● **Given problem**
Repeat exactly the lines running from the first line of the data to the line containing "ipsum dolor sit", both ends included, and nothing else; drop the pictures.

● **Source data**
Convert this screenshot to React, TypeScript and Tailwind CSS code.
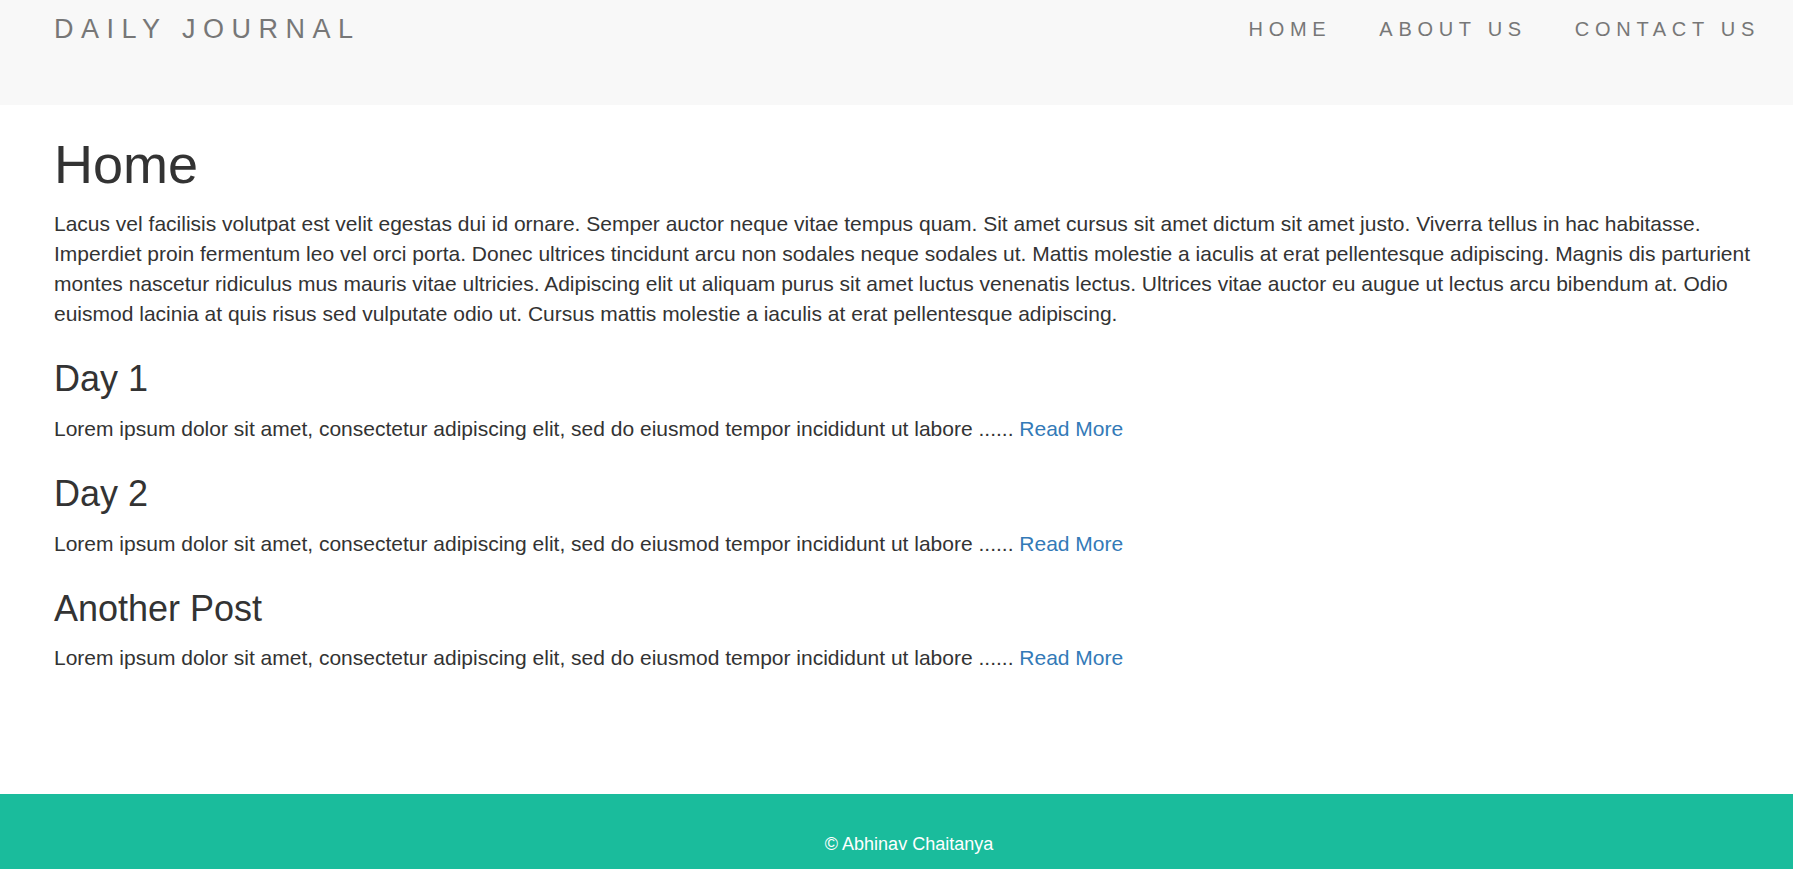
const posts = [
  { title: "Day 1" },
  { title: "Day 2" },
  { title: "Another Post" },
];

const excerpt =
  "Lorem ipsum dolor sit amet, consectetur adipiscing elit, sed do eiusmod tempor incididunt ut labore ......";

const intro =
  "Lacus vel facilisis volutpat est velit egestas dui id ornare. Semper auctor neque vitae tempus quam. Sit amet cursus sit amet dictum sit amet justo. Viverra tellus in hac habitasse. Imperdiet proin fermentum leo vel orci porta. Donec ultrices tincidunt arcu non sodales neque sodales ut. Mattis molestie a iaculis at erat pellentesque adipiscing. Magnis dis parturient montes nascetur ridiculus mus mauris vitae ultricies. Adipiscing elit ut aliquam purus sit amet luctus venenatis lectus. Ultrices vitae auctor eu augue ut lectus arcu bibendum at. Odio euismod lacinia at quis risus sed vulputate odio ut. Cursus mattis molestie a iaculis at erat pellentesque adipiscing.";

function Navbar() {
  const links = ["HOME", "ABOUT US", "CONTACT US"];
  return (
    <nav className="h-[105px] bg-[#f8f8f8] flex justify-between items-start pl-[54px] pr-[9px]">
      <a
        href="#"
        className="pt-[14px] text-[27px] leading-[30px] tracking-[7.5px] text-[#777777]"
      >
        DAILY JOURNAL
      </a>
      <ul className="flex">
        {links.map((link) => (
          <li key={link}>
            <a
              href="#"
              className="block px-[24px] pt-[14px] text-[20px] leading-[30px] tracking-[5.7px] text-[#777777]"
            >
              {link}
            </a>
          </li>
        ))}
      </ul>
    </nav>
  );
}

export default function App() {
  return (
    <div className="min-h-screen flex flex-col bg-white font-['Liberation_Sans',Arial,sans-serif] text-[#333333]">
      <Navbar />

      <main className="pl-[54px] pr-[20px]">
        <h1 className="mt-[30px] mb-[15px] text-[54px] leading-[59.4px]">Home</h1>
        <p className="text-[21px] leading-[30px] mb-[15px]">{intro}</p>

        {posts.map((post) => (
          <div key={post.title}>
            <h3 className="mt-[30px] mb-[15px] text-[36px] leading-[39.6px]">{post.title}</h3>
            <p className="text-[21px] leading-[30px] mb-[15px]">
              {excerpt}{" "}
              <a href="#" className="text-[#337ab7]">
                Read More
              </a>
            </p>
          </div>
        ))}
      </main>

      <footer className="mt-auto h-[75px] bg-[#1abc9c] pt-[37px] pl-[25px] text-center text-[18px] leading-[27px] text-white">
        <p>© Abhinav Chaitanya</p>
      </footer>
    </div>
  );
}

● **The answer**
Convert this screenshot to React, TypeScript and Tailwind CSS code.
const posts = [
  { title: "Day 1" },
  { title: "Day 2" },
  { title: "Another Post" },
];

const excerpt =
  "Lorem ipsum dolor sit amet, consectetur adipiscing elit, sed do eiusmod tempor incididunt ut labore ......";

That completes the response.